I have to beat around the bush some, so bear with me. We're using a popular framework for our database layer. We went to do things to this database that theoretically the database is capable of, but the framework doesn't support. Sad face. All the web searches, and associated AI formulated answers confirm, it's not possible do said thing in said framework.

Except it is. The Framework is open source. You can just read the source code. Turns out you can ask for the handle to the underlying interop pointer, and it'll just give it to you. You don't even have to do weird fucky things like dig around in private data space. It's a public API call to just get the interop pointer. The driver it's calling is open source too, and you can just call the function you want on the interop pointer it gives you, and it just works. It's fine. If it's confusing, the test cases for the driver in it's github even shows you exactly how to do it, multiple ways. Reading unit tests are awesome for stuff like that. This is the furthest thing from impossible. It's practically spelled out for you with examples if you just read the fucking code.

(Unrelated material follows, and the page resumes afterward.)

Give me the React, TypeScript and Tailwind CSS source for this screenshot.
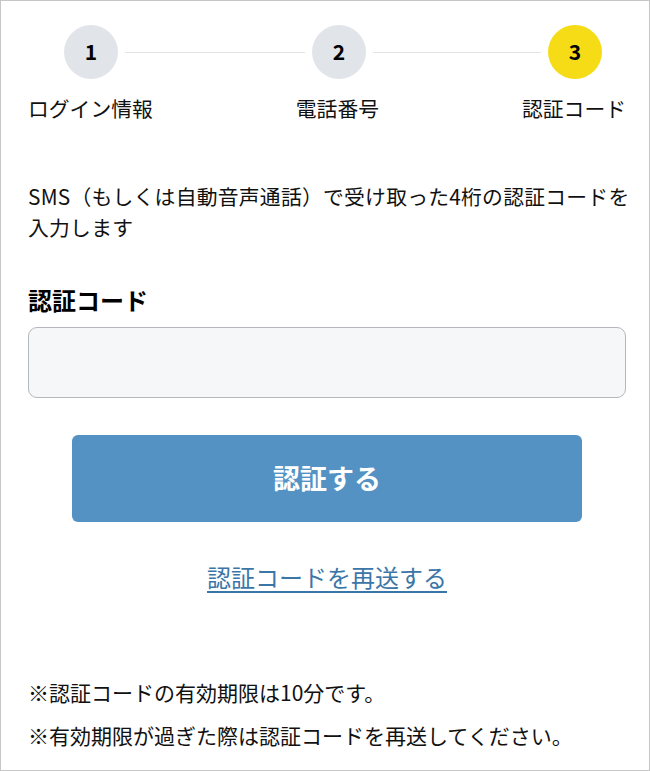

So, why does AI all think it's impossible? Because as of 3 years ago, this functionality wasn't exposed by the driver. So all the stack exchange questions about this correctly stated that as of 3+ years ago, this was impossible. LLMs got trained on stack exchange (supposedly), and now stack exchange is a dead site. The LLMs (supposedly) killed off the source of knowledge they were being trained on, and now they can't learn that a few years later this task is not just possible, but trivially easy in like, 6 lines of code. Totally within the remit of the typical "how do I do thing" programming question.

why does AI all think it's impossible?

My immediate answer would be because AI does not think. It just rearranges known data. And known data says these things are not done, just as you noted. Moreover, somewhere in the RLHF phase they probably beat the tendency to seek unapproved shortcuts out from it, otherwise it'd advice you to rob a bank when asked how to get money easily. So it'd be trained to pretend things that are not allowed do not exist. So I am not surprised - and I have been in this situation many times, btw.

One of the reasons why I am not worried yet about being replaced by LLMs. Sure, they can generate code now. But generating code is the boringest part of the work. Figuring out which code to generate is the trick. Once you figure out what needs to be done - I am just fine letting the LLM to arrange the bits properly.